::: Source data :::

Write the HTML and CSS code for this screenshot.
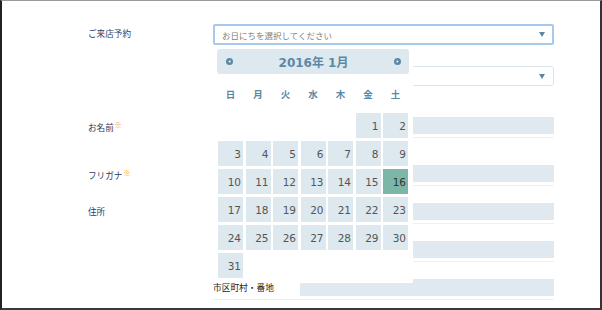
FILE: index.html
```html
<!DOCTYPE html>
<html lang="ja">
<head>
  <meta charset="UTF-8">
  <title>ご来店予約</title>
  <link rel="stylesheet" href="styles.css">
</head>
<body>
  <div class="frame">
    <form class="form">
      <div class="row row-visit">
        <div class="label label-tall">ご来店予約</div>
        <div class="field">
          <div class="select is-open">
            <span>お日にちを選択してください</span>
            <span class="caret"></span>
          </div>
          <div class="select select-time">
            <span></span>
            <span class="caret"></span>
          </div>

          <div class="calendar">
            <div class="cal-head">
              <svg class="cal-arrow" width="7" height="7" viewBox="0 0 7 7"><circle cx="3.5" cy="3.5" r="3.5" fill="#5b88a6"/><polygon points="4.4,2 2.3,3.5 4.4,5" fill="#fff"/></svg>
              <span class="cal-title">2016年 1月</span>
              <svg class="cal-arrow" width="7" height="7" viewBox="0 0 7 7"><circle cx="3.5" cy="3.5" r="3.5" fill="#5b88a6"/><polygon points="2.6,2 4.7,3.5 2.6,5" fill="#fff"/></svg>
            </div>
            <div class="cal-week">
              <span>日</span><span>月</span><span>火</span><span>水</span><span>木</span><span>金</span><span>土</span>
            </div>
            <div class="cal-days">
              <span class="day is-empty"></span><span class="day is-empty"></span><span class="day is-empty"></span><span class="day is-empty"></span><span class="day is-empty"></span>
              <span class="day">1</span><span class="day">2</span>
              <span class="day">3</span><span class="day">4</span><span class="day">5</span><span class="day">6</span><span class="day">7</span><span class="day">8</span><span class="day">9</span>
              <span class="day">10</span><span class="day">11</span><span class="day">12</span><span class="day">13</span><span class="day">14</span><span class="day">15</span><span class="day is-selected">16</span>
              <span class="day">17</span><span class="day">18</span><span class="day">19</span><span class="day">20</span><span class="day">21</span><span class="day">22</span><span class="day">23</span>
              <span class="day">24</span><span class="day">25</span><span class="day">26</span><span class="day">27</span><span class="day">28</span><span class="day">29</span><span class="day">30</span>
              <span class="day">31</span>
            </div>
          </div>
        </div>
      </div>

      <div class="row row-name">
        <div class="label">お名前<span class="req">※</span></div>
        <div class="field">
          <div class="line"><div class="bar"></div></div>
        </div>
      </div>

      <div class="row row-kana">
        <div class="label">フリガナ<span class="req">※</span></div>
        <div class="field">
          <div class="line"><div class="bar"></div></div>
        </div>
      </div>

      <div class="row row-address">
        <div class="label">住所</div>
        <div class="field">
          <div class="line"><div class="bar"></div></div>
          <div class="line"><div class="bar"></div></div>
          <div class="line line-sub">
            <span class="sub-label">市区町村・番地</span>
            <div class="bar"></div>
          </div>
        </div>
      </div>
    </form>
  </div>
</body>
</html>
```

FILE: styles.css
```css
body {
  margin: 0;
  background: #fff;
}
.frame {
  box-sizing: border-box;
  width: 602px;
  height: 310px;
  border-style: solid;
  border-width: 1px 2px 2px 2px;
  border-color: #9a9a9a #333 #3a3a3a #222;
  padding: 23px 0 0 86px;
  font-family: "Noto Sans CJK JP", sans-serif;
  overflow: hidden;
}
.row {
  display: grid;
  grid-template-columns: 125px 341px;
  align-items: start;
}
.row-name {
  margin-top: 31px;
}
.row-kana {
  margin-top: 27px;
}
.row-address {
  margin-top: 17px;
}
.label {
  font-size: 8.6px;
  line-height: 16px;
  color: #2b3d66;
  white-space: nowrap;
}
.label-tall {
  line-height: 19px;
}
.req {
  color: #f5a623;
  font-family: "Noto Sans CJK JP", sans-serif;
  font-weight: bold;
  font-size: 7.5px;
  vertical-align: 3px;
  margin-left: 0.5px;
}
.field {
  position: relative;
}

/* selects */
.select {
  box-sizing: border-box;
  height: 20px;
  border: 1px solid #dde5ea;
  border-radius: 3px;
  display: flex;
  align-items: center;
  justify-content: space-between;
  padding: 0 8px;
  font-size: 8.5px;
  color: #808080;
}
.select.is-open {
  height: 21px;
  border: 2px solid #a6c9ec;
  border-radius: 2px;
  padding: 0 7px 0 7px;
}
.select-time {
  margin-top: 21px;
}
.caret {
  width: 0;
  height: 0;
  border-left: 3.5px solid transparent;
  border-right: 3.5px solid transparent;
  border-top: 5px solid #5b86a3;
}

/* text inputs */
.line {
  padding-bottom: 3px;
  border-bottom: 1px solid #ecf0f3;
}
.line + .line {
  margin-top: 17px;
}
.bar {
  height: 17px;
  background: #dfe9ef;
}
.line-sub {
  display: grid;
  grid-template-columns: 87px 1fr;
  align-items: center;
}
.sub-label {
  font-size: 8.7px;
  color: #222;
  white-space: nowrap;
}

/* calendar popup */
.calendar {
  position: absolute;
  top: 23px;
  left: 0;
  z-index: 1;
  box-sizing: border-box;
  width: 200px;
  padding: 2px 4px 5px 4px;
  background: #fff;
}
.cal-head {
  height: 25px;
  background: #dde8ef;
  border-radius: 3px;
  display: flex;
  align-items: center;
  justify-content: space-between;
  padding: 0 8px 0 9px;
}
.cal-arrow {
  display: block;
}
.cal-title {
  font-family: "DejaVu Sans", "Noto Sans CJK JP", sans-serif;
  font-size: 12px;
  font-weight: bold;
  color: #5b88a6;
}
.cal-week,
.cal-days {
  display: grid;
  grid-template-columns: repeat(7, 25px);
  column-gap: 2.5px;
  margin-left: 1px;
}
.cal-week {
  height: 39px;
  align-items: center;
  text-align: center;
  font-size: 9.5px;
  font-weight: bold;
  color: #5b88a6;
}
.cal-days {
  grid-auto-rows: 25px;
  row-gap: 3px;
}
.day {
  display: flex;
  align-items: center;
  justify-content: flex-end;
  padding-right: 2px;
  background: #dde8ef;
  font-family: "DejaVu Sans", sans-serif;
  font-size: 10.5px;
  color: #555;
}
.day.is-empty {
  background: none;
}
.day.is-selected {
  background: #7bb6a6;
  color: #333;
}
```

:::

Your task is to repeat the data above exactly while excluding the pictures.

Write the HTML and CSS code for this screenshot.
FILE: index.html
```html
<!DOCTYPE html>
<html lang="ja">
<head>
  <meta charset="UTF-8">
  <title>ご来店予約</title>
  <link rel="stylesheet" href="styles.css">
</head>
<body>
  <div class="frame">
    <form class="form">
      <div class="row row-visit">
        <div class="label label-tall">ご来店予約</div>
        <div class="field">
          <div class="select is-open">
            <span>お日にちを選択してください</span>
            <span class="caret"></span>
          </div>
          <div class="select select-time">
            <span></span>
            <span class="caret"></span>
          </div>

          <div class="calendar">
            <div class="cal-head">
              <svg class="cal-arrow" width="7" height="7" viewBox="0 0 7 7"><circle cx="3.5" cy="3.5" r="3.5" fill="#5b88a6"/><polygon points="4.4,2 2.3,3.5 4.4,5" fill="#fff"/></svg>
              <span class="cal-title">2016年 1月</span>
              <svg class="cal-arrow" width="7" height="7" viewBox="0 0 7 7"><circle cx="3.5" cy="3.5" r="3.5" fill="#5b88a6"/><polygon points="2.6,2 4.7,3.5 2.6,5" fill="#fff"/></svg>
            </div>
            <div class="cal-week">
              <span>日</span><span>月</span><span>火</span><span>水</span><span>木</span><span>金</span><span>土</span>
            </div>
            <div class="cal-days">
              <span class="day is-empty"></span><span class="day is-empty"></span><span class="day is-empty"></span><span class="day is-empty"></span><span class="day is-empty"></span>
              <span class="day">1</span><span class="day">2</span>
              <span class="day">3</span><span class="day">4</span><span class="day">5</span><span class="day">6</span><span class="day">7</span><span class="day">8</span><span class="day">9</span>
              <span class="day">10</span><span class="day">11</span><span class="day">12</span><span class="day">13</span><span class="day">14</span><span class="day">15</span><span class="day is-selected">16</span>
              <span class="day">17</span><span class="day">18</span><span class="day">19</span><span class="day">20</span><span class="day">21</span><span class="day">22</span><span class="day">23</span>
              <span class="day">24</span><span class="day">25</span><span class="day">26</span><span class="day">27</span><span class="day">28</span><span class="day">29</span><span class="day">30</span>
              <span class="day">31</span>
            </div>
          </div>
        </div>
      </div>

      <div class="row row-name">
        <div class="label">お名前<span class="req">※</span></div>
        <div class="field">
          <div class="line"><div class="bar"></div></div>
        </div>
      </div>

      <div class="row row-kana">
        <div class="label">フリガナ<span class="req">※</span></div>
        <div class="field">
          <div class="line"><div class="bar"></div></div>
        </div>
      </div>

      <div class="row row-address">
        <div class="label">住所</div>
        <div class="field">
          <div class="line"><div class="bar"></div></div>
          <div class="line"><div class="bar"></div></div>
          <div class="line line-sub">
            <span class="sub-label">市区町村・番地</span>
            <div class="bar"></div>
          </div>
        </div>
      </div>
    </form>
  </div>
</body>
</html>
```

FILE: styles.css
```css
body {
  margin: 0;
  background: #fff;
}
.frame {
  box-sizing: border-box;
  width: 602px;
  height: 310px;
  border-style: solid;
  border-width: 1px 2px 2px 2px;
  border-color: #9a9a9a #333 #3a3a3a #222;
  padding: 23px 0 0 86px;
  font-family: "Noto Sans CJK JP", sans-serif;
  overflow: hidden;
}
.row {
  display: grid;
  grid-template-columns: 125px 341px;
  align-items: start;
}
.row-name {
  margin-top: 31px;
}
.row-kana {
  margin-top: 27px;
}
.row-address {
  margin-top: 17px;
}
.label {
  font-size: 8.6px;
  line-height: 16px;
  color: #2b3d66;
  white-space: nowrap;
}
.label-tall {
  line-height: 19px;
}
.req {
  color: #f5a623;
  font-family: "Noto Sans CJK JP", sans-serif;
  font-weight: bold;
  font-size: 7.5px;
  vertical-align: 3px;
  margin-left: 0.5px;
}
.field {
  position: relative;
}

/* selects */
.select {
  box-sizing: border-box;
  height: 20px;
  border: 1px solid #dde5ea;
  border-radius: 3px;
  display: flex;
  align-items: center;
  justify-content: space-between;
  padding: 0 8px;
  font-size: 8.5px;
  color: #808080;
}
.select.is-open {
  height: 21px;
  border: 2px solid #a6c9ec;
  border-radius: 2px;
  padding: 0 7px 0 7px;
}
.select-time {
  margin-top: 21px;
}
.caret {
  width: 0;
  height: 0;
  border-left: 3.5px solid transparent;
  border-right: 3.5px solid transparent;
  border-top: 5px solid #5b86a3;
}

/* text inputs */
.line {
  padding-bottom: 3px;
  border-bottom: 1px solid #ecf0f3;
}
.line + .line {
  margin-top: 17px;
}
.bar {
  height: 17px;
  background: #dfe9ef;
}
.line-sub {
  display: grid;
  grid-template-columns: 87px 1fr;
  align-items: center;
}
.sub-label {
  font-size: 8.7px;
  color: #222;
  white-space: nowrap;
}

/* calendar popup */
.calendar {
  position: absolute;
  top: 23px;
  left: 0;
  z-index: 1;
  box-sizing: border-box;
  width: 200px;
  padding: 2px 4px 5px 4px;
  background: #fff;
}
.cal-head {
  height: 25px;
  background: #dde8ef;
  border-radius: 3px;
  display: flex;
  align-items: center;
  justify-content: space-between;
  padding: 0 8px 0 9px;
}
.cal-arrow {
  display: block;
}
.cal-title {
  font-family: "DejaVu Sans", "Noto Sans CJK JP", sans-serif;
  font-size: 12px;
  font-weight: bold;
  color: #5b88a6;
}
.cal-week,
.cal-days {
  display: grid;
  grid-template-columns: repeat(7, 25px);
  column-gap: 2.5px;
  margin-left: 1px;
}
.cal-week {
  height: 39px;
  align-items: center;
  text-align: center;
  font-size: 9.5px;
  font-weight: bold;
  color: #5b88a6;
}
.cal-days {
  grid-auto-rows: 25px;
  row-gap: 3px;
}
.day {
  display: flex;
  align-items: center;
  justify-content: flex-end;
  padding-right: 2px;
  background: #dde8ef;
  font-family: "DejaVu Sans", sans-serif;
  font-size: 10.5px;
  color: #555;
}
.day.is-empty {
  background: none;
}
.day.is-selected {
  background: #7bb6a6;
  color: #333;
}
```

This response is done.